In R, I can extract rows (documents) which contain a particular term, say 'toyota' by intersecting a document term matrix (dtm) with required column name like so:
dtm <- DocumentTermMatrix(mycorpus, control = list(tokenize = TrigramTokenizer))
x.df<-as.matrix(dtm[1:ncorpus, intersect(colnames(dtm), "toyota"),drop=FALSE])
The problem is that I can't find an equivalent method in Python sklearn package. so I go about it in a roundabout way:
- first i get index values of rows where the relevant column ("toyota") in the tfidf frame is not null;columns names are feature names.
- then I slice the main pandas dataframe on identified row indices.
- Now I have a dataframe where each row contains "toyota".
MVP here:
rows_to_keep=tfidf_df[tfidf_df.toyota.notnull()].index
data=my_df.loc[rows_to_keep,:]
print(data.shape)
This works. Problem is how do I pass an iterator to this statement?
car_make=['toyota','ford','nissan','gmotor','honda','suzuki']

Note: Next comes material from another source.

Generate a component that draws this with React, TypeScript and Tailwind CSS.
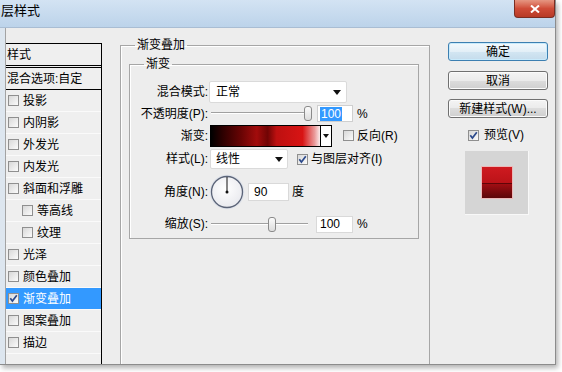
import React from "react";

type Item = { t: string; sub?: boolean; on?: boolean };

const items: Item[] = [
  { t: "投影" },
  { t: "内阴影" },
  { t: "外发光" },
  { t: "内发光" },
  { t: "斜面和浮雕" },
  { t: "等高线", sub: true },
  { t: "纹理", sub: true },
  { t: "光泽" },
  { t: "颜色叠加" },
  { t: "渐变叠加", on: true },
  { t: "图案叠加" },
  { t: "描边" },
];

const Box = ({ checked = false }: { checked?: boolean }) => (
  <span className="flex h-[11px] w-[11px] shrink-0 items-center justify-center border border-[#8f8f8f] bg-linear-to-br from-[#d8d8d8] to-[#fbfbfb]">
    {checked && (
      <svg width="9" height="9" viewBox="0 0 9 9">
        <path d="M1.3 4.3 L3.4 7 L7.8 1.2" fill="none" stroke="#2c4a8c" strokeWidth="1.7" />
      </svg>
    )}
  </span>
);

const Arrow = () => (
  <svg width="8" height="5" viewBox="0 0 8 5">
    <path d="M0 0 H8 L4 5 Z" fill="#111" />
  </svg>
);

const Slider = ({ thumb }: { thumb: string }) => (
  <div className="relative ml-[2px] h-[17px] w-[102px]">
    <div className="absolute left-[1px] right-[4px] top-[7px] h-[2px] border-t border-[#a0a0a0] border-b border-b-white bg-[#e4e4e4]" />
    <div className={"absolute top-[1px] h-[15px] w-[8px] rounded-[3px] border border-[#8a8a8a] bg-linear-to-b from-[#fbfbfb] to-[#dcdcdc] " + thumb} />
  </div>
);

const Btn = ({ children, primary = false }: { children: React.ReactNode; primary?: boolean }) => (
  <button
    className={
      primary
        ? "flex h-[19px] w-[100px] items-center justify-center rounded-[3px] border border-[#3c7fb1] bg-[linear-gradient(#f3f9fd,#e3eff7_50%,#d3e6f2_50%,#c5dcec)] text-[12px] leading-[14px] text-black shadow-[inset_0_0_0_1px_#c8eafb]"
        : "flex h-[19px] w-[100px] items-center justify-center rounded-[3px] border border-[#707070] bg-[linear-gradient(#f4f4f4,#ebebeb_50%,#dddddd_50%,#cfcfcf)] text-[12px] leading-[14px] text-black shadow-[inset_0_0_0_1px_#fbfbfb]"
    }
  >
    {children}
  </button>
);

export default function App() {
  return (
    <div className="h-[372px] w-[562px] overflow-hidden bg-white font-['Liberation_Sans','Noto_Sans_CJK_SC',sans-serif] text-[12px] leading-[14px] text-black">
      <div className="flex h-[365px] w-[556px] flex-col border-r border-b border-[#8c8c8c] shadow-[2px_3px_5px_rgba(0,0,0,0.3)]">
        {/* title bar */}
        <div className="flex h-[28px] shrink-0 items-start justify-between border-b border-[#a9bdd3] bg-linear-to-b from-[#d3e3f3] to-[#bcd3ea]">
          <span className="ml-[1px] mt-[3px] text-[13px] leading-[16px] text-black">层样式</span>
          <div className="flex h-[18px] w-[41px] items-center justify-center rounded-b-[4px] border border-t-0 border-[#7a2d22] bg-linear-to-b from-[#e59682] via-[#cf4c38] to-[#b73a26]">
            <svg width="10" height="8" viewBox="0 0 10 8">
              <path d="M1 0.5 L9 7.5 M9 0.5 L1 7.5" stroke="#fff" strokeWidth="2" />
            </svg>
          </div>
        </div>

        {/* body */}
        <div className="flex flex-1 bg-[#ededed]">
          <div className="w-[6px] shrink-0 border-r border-[#a3a3a3] bg-[#dde6ef]" />

          {/* style list */}
          <div className="mt-[15px] flex w-[96px] shrink-0 flex-col border-t border-r border-black bg-[#efefef]">
            <div className="flex h-[22px] items-center border-b border-black pl-[1px]">样式</div>
            <div className="h-[1px]" />
            <div className="flex h-[23px] items-center border-t border-b border-black pl-[1px]">混合选项:自定</div>
            {items.map((it) => (
              <div
                key={it.t}
                className={
                  (it.on ? "bg-[#3399ff] text-white " : "") +
                  (it.sub ? "pl-[16px] " : "pl-[2px] ") +
                  "flex h-[22px] items-center gap-[4px] border-b border-[#fafafa]"
                }
              >
                <Box checked={it.on} />
                <span>{it.t}</span>
              </div>
            ))}
            <div className="flex-1" />
          </div>

          <div className="w-[18px] shrink-0" />

          {/* main group */}
          <fieldset className="mt-[10px] w-[310px] shrink-0 border border-b-0 border-[#a6a6a6] shadow-[inset_1px_1px_0_#fff]">
            <legend className="ml-[14px] px-[2px] text-[12px] leading-[14px]">渐变叠加</legend>
            <fieldset className="ml-[8px] mt-[5px] w-[290px] border border-[#a6a6a6] pb-[3px] pt-[10px] shadow-[inset_1px_1px_0_#fff]">
              <legend className="ml-[14px] px-[2px] text-[12px] leading-[14px]">渐变</legend>

              <div className="flex h-[22px] items-center">
                <span className="w-[78px] text-right">混合模式:</span>
                <div className="ml-[1px] flex h-[22px] w-[138px] items-center justify-between rounded-[2px] border border-[#dadada] bg-white pl-[6px] pr-[5px]">
                  <span>正常</span>
                  <Arrow />
                </div>
              </div>

              <div className="flex h-[21px] items-center">
                <span className="w-[78px] text-right">不透明度(P):</span>
                <Slider thumb="left-[94px]" />
                <div className="ml-[5px] flex h-[17px] w-[36px] items-center border border-[#cfcfcf] bg-white pl-[2px]">
                  <span className="bg-[#3399ff] px-[1px] text-white">100</span>
                </div>
                <span className="ml-[4px]">%</span>
              </div>

              <div className="flex h-[23px] items-center">
                <span className="w-[78px] text-right">渐变:</span>
                <div className="ml-[2px] flex h-[22px] w-[122px] border border-black">
                  <div className="flex-1 bg-[linear-gradient(to_right,#000_0%,#2a0000_10%,#6a0404_28%,#a20c0c_42%,#700404_52%,#bd1010_60%,#d81414_84%,#ea9a9a_95%,#fbecec_100%)]" />
                  <div className="flex w-[11px] items-center justify-center border-l border-black bg-white">
                    <svg width="6" height="4" viewBox="0 0 6 4">
                      <path d="M0 0 H6 L3 4 Z" fill="#111" />
                    </svg>
                  </div>
                </div>
                <span className="ml-[11px]"><Box /></span>
                <span className="ml-[3px]">反向(R)</span>
              </div>

              <div className="flex h-[24px] items-center">
                <span className="w-[78px] text-right">样式(L):</span>
                <div className="ml-[2px] flex h-[20px] w-[78px] items-center justify-between rounded-[2px] border border-[#dadada] bg-white pl-[5px] pr-[4px]">
                  <span>线性</span>
                  <Arrow />
                </div>
                <span className="ml-[9px]"><Box checked /></span>
                <span className="ml-[3px]">与图层对齐(I)</span>
              </div>

              <div className="flex h-[42px] items-center">
                <span className="w-[78px] text-right">角度(N):</span>
                <svg className="ml-[1px]" width="36" height="36" viewBox="0 0 36 36">
                  <defs>
                    <radialGradient id="dial" cx="45%" cy="40%" r="60%">
                      <stop offset="0%" stopColor="#ffffff" />
                      <stop offset="100%" stopColor="#e8e9ee" />
                    </radialGradient>
                  </defs>
                  <circle cx="18" cy="18" r="16.5" fill="url(#dial)" stroke="#dfe3ea" strokeWidth="1.5" />
                  <circle cx="18" cy="18" r="15.5" fill="none" stroke="#5b6478" strokeWidth="1.3" />
                  <line x1="18" y1="18" x2="18" y2="3" stroke="#111" strokeWidth="1" />
                  <circle cx="18" cy="18" r="1.5" fill="#111" />
                </svg>
                <div className="ml-[3px] flex h-[18px] w-[41px] items-center border border-[#d9d9d9] bg-white pl-[5px]">90</div>
                <span className="ml-[3px]">度</span>
              </div>

              <div className="flex h-[22px] items-center">
                <span className="w-[78px] text-right">缩放(S):</span>
                <Slider thumb="left-[58px]" />
                <div className="ml-[4px] flex h-[17px] w-[37px] items-center border border-[#d9d9d9] bg-white pl-[3px]">100</div>
                <span className="ml-[4px]">%</span>
              </div>
            </fieldset>
          </fieldset>

          {/* buttons */}
          <div className="flex flex-1 flex-col pl-[18px] pt-[14px]">
            <Btn primary>确定</Btn>
            <div className="mt-[10px]">
              <Btn>取消</Btn>
            </div>
            <div className="mt-[9px]">
              <Btn>新建样式(W)...</Btn>
            </div>
            <div className="mt-[10px] flex items-center pl-[20px]">
              <Box checked />
              <span className="ml-[5px]">预览(V)</span>
            </div>
            <div className="ml-[17px] mt-[9px] flex h-[64px] w-[64px] items-center justify-center border-b border-r border-[#f8f8f8] bg-[#d5d5d5]">
              <div className="flex h-[33px] w-[32px] flex-col border border-[#ecb8b8]">
                <div className="h-[16px] bg-linear-to-b from-[#cf1a20] to-[#bb1318]" />
                <div className="h-[1px] bg-[#600508]" />
                <div className="flex-1 bg-linear-to-b from-[#a10e13] to-[#5c0709]" />
              </div>
            </div>
          </div>
        </div>
      </div>
    </div>
  );
}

Then for zentity in car_make:
rows_to_keep=tfidf_df[tfidf_df.zentity.notnull()].index
does not work.
AttributeError: 'SparseDataFrame' object has no attribute 'zentity'
I purposefully chose zentity to avoid equivalence with any column name in the tfidf.
Is there a clean way to make the intersection and extract only rows where column is not null (NaN)? Any help will be appreciated.